I went back to Norman. The third day I was there, Mr. Bernier of the Oklahoma University police department wanted me to come in and take care of the switchboard. I told him that I was probably a fugitive, and he might not want me on the job. He says, “I know you; come in and go to work.”
I worked nights on the switchboard. During the day, I would plow on the farm and help dad get in a fall wheat crop. About 40 days went by, and one evening the U.S. Marshall knocked on the door. He took me to Oklahoma City and put me in the county jail. Evidently, they considered me a mean character. I had a $1 million bail set for me.
I stayed in that county jail about two and a half months [before] the U.S. Marshall took me back to Portland. I was sentenced to a year at McNeil Island [Washington state]. They sent me on out to the farm camp, where there were 500 Japanese boys and probably 20 or 25 COs who had refused to go to camp.

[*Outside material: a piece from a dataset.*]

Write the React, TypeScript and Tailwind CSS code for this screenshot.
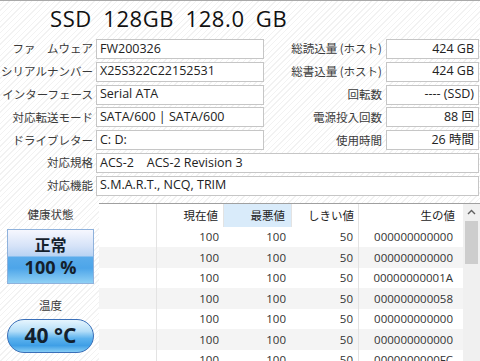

All the honest prisoners had respect for the Japanese boys and the COs. The Japanese weren’t COs, but they would not go in the Army because their folks had been put in concentration camps. Some of them had brothers that did go in the Army. They thought it might help their parents get out.
My experience as a CO was very good. I grew and learned an understanding of my fellow man. I do not think the wars that the U.S. enters into are good. I think there should be a better way, but I do not run things.